Esa doctrina de control político por medio del poder económico tiene un ejemplo aún fresco en la ley que daba “dientes” al Sernac para defender a los consumidores, en respuesta al clamor ciudadano tras varios casos de abusos empresariales. Fue parte de un programa de gobierno votado por amplia mayoría, aprobada en la Cámara de Diputados y el Senado y, sin reclamaciones de ningún sector político, quedó lista para promulgarse.

Pero eso nunca ocurrió. Bastó que el grupo de interés afectado (la Cámara Nacional de Comercio) apelara al TC para que este bloqueara los puntos fundamentales de la ley. Todo el proceso democrático –elecciones populares, debate público y aprobación parlamentaria– se fue al tacho de la basura. Entonces, aun si creyéramos que por arte de magia el Congreso despachará todas las reformas bloqueadas por treinta años, no sería suficiente. Bastaría que cualquier grupo de presión (AFP, isapres, dueños de derechos de agua y usted siga contando) se opusiera para que el Tribunal Constitucional pudiera impedir cualquier cambio. Eso es “hacerla corta”.
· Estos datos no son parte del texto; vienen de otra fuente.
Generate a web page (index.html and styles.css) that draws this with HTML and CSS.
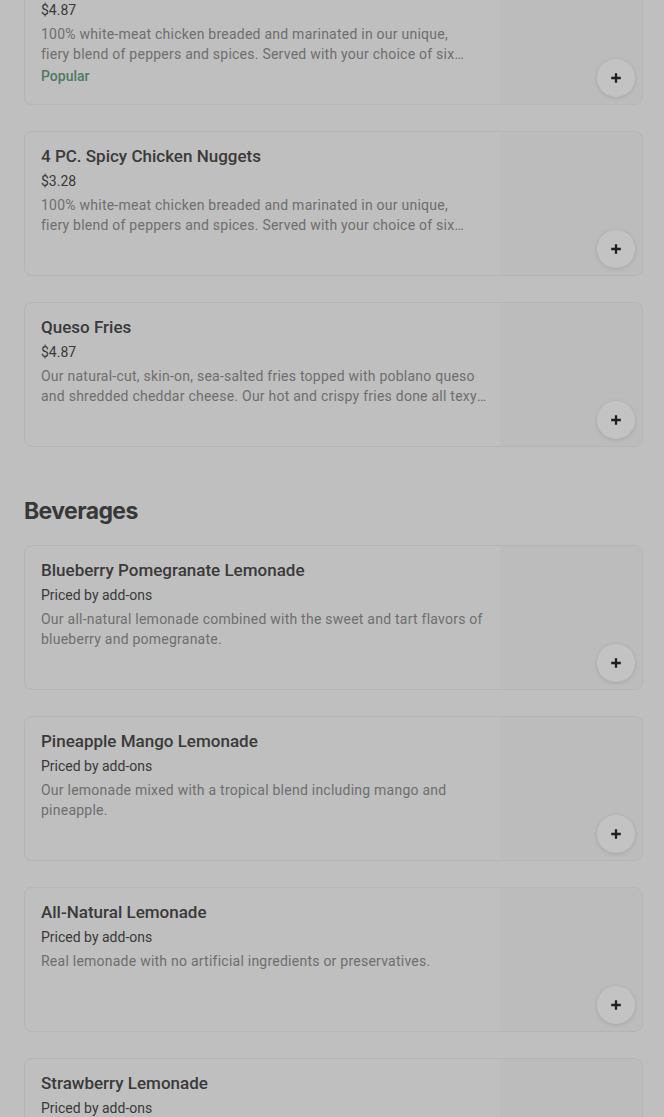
FILE: index.html
```html
<!DOCTYPE html>
<html lang="en">
<head>
<meta charset="utf-8">
<title>Menu</title>
<link rel="stylesheet" href="styles.css">
</head>
<body>
<main class="menu">
  <section class="section">
    <div class="item-list">
      <article class="item">
        <div class="item-text">
          <h3 class="item-title">8 PC. Spicy Chicken Nuggets</h3>
          <div class="item-price">$4.87</div>
          <p class="item-desc">100% white-meat chicken breaded and marinated in our unique,<br>fiery blend of peppers and spices. Served with your choice of six dipping sauces.</p>
          <div class="item-tag">Popular</div>
        </div>
        <div class="item-media"><button class="add-btn" aria-label="Add"><svg viewBox="0 0 16 16" width="14" height="14"><path d="M8 2.5v11M2.5 8h11" stroke="#1f1f1f" stroke-width="2.6"/></svg></button></div>
      </article>
      <article class="item">
        <div class="item-text">
          <h3 class="item-title">4 PC. Spicy Chicken Nuggets</h3>
          <div class="item-price">$3.28</div>
          <p class="item-desc">100% white-meat chicken breaded and marinated in our unique,<br>fiery blend of peppers and spices. Served with your choice of six dipping sauces.</p>
        </div>
        <div class="item-media"><button class="add-btn" aria-label="Add"><svg viewBox="0 0 16 16" width="14" height="14"><path d="M8 2.5v11M2.5 8h11" stroke="#1f1f1f" stroke-width="2.6"/></svg></button></div>
      </article>
      <article class="item">
        <div class="item-text">
          <h3 class="item-title">Queso Fries</h3>
          <div class="item-price">$4.87</div>
          <p class="item-desc">Our natural-cut, skin-on, sea-salted fries topped with poblano queso and shredded cheddar cheese. Our hot and crispy fries done all texy style.</p>
        </div>
        <div class="item-media"><button class="add-btn" aria-label="Add"><svg viewBox="0 0 16 16" width="14" height="14"><path d="M8 2.5v11M2.5 8h11" stroke="#1f1f1f" stroke-width="2.6"/></svg></button></div>
      </article>
    </div>
  </section>

  <section class="section">
    <h2 class="section-title">Beverages</h2>
    <div class="item-list">
      <article class="item">
        <div class="item-text">
          <h3 class="item-title">Blueberry Pomegranate Lemonade</h3>
          <div class="item-price">Priced by add-ons</div>
          <p class="item-desc">Our all-natural lemonade combined with the sweet and tart flavors of blueberry and pomegranate.</p>
        </div>
        <div class="item-media"><button class="add-btn" aria-label="Add"><svg viewBox="0 0 16 16" width="14" height="14"><path d="M8 2.5v11M2.5 8h11" stroke="#1f1f1f" stroke-width="2.6"/></svg></button></div>
      </article>
      <article class="item">
        <div class="item-text">
          <h3 class="item-title">Pineapple Mango Lemonade</h3>
          <div class="item-price">Priced by add-ons</div>
          <p class="item-desc">Our lemonade mixed with a tropical blend including mango and pineapple.</p>
        </div>
        <div class="item-media"><button class="add-btn" aria-label="Add"><svg viewBox="0 0 16 16" width="14" height="14"><path d="M8 2.5v11M2.5 8h11" stroke="#1f1f1f" stroke-width="2.6"/></svg></button></div>
      </article>
      <article class="item">
        <div class="item-text">
          <h3 class="item-title">All-Natural Lemonade</h3>
          <div class="item-price">Priced by add-ons</div>
          <p class="item-desc">Real lemonade with no artificial ingredients or preservatives.</p>
        </div>
        <div class="item-media"><button class="add-btn" aria-label="Add"><svg viewBox="0 0 16 16" width="14" height="14"><path d="M8 2.5v11M2.5 8h11" stroke="#1f1f1f" stroke-width="2.6"/></svg></button></div>
      </article>
      <article class="item">
        <div class="item-text">
          <h3 class="item-title">Strawberry Lemonade</h3>
          <div class="item-price">Priced by add-ons</div>
          <p class="item-desc">Our all-natural lemonade with the sweet taste of strawberries.</p>
        </div>
        <div class="item-media"><button class="add-btn" aria-label="Add"><svg viewBox="0 0 16 16" width="14" height="14"><path d="M8 2.5v11M2.5 8h11" stroke="#1f1f1f" stroke-width="2.6"/></svg></button></div>
      </article>
    </div>
  </section>
</main>
</body>
</html>
```

FILE: styles.css
```css
html, body {
  margin: 0;
  padding: 0;
  background: #bfbfbf;
}
body {
  font-family: Roboto, "Liberation Sans", Arial, sans-serif;
  color: #363636;
  overflow: hidden;
}
.menu {
  margin-top: -40px;
  padding: 0 21px 0 24px;
  display: flex;
  flex-direction: column;
  gap: 48px;
}
.section-title {
  margin: 0 0 18px;
  font-family: Inter, Roboto, "Liberation Sans", sans-serif;
  font-size: 23px;
  line-height: 32px;
  font-weight: 700;
  letter-spacing: -0.6px;
  color: #383838;
}
.item-list {
  display: flex;
  flex-direction: column;
  gap: 26px;
}
.item {
  display: flex;
  height: 145px;
  box-sizing: border-box;
  border: 1px solid #b5b5b5;
  border-radius: 8px;
  overflow: hidden;
  background: #bfbfbf;
}
.item-text {
  flex: 1;
  min-width: 0;
  padding: 13px 10px 0 16px;
}
.item-title {
  margin: 0;
  font-size: 17px;
  line-height: 22px;
  font-weight: 500;
  color: #3a3a3a;
}
.item-price {
  margin-top: 4px;
  font-size: 14px;
  line-height: 20px;
  color: #393939;
}
.item-desc {
  margin: 4px 0 0;
  font-size: 14px;
  line-height: 20px;
  letter-spacing: 0.24px;
  color: #6e6e6e;
  display: -webkit-box;
  -webkit-line-clamp: 2;
  -webkit-box-orient: vertical;
  overflow: hidden;
}
.item-tag {
  margin-top: 2px;
  font-size: 14px;
  line-height: 20px;
  font-weight: 500;
  color: #4e7a62;
}
.item-media {
  position: relative;
  width: 142px;
  flex: none;
  background: #bcbcbc;
}
.add-btn {
  position: absolute;
  right: 7px;
  bottom: 7px;
  width: 38px;
  height: 38px;
  padding: 0;
  border: none;
  border-radius: 50%;
  background: #c3c3c3;
  box-shadow: 0 1px 4px rgba(0, 0, 0, 0.12);
  display: flex;
  align-items: center;
  justify-content: center;
  cursor: pointer;
}
```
Si, en cambio, la “hacemos larga”, constituyentes elegidos por la gente (sí, también por los que hayan votado Rechazo) se pondrán de acuerdo en las reglas básicas del pacto social. Y mientras lo hagan, en paralelo podemos ir cumpliendo las promesas y aprobando (en cinco minutos era, ¿no?) todas las reformas que no estén bloqueadas por el cerrojo constitucional.

Ni vetos, ni venganzas, ni altares morales. Lo que debe ofrecer el Apruebo para ganar es el mismo sentido común, constructivo y esperanzador, que movilizó a los chilenos a decirle No a Pinochet ese 5 de octubre de 1988.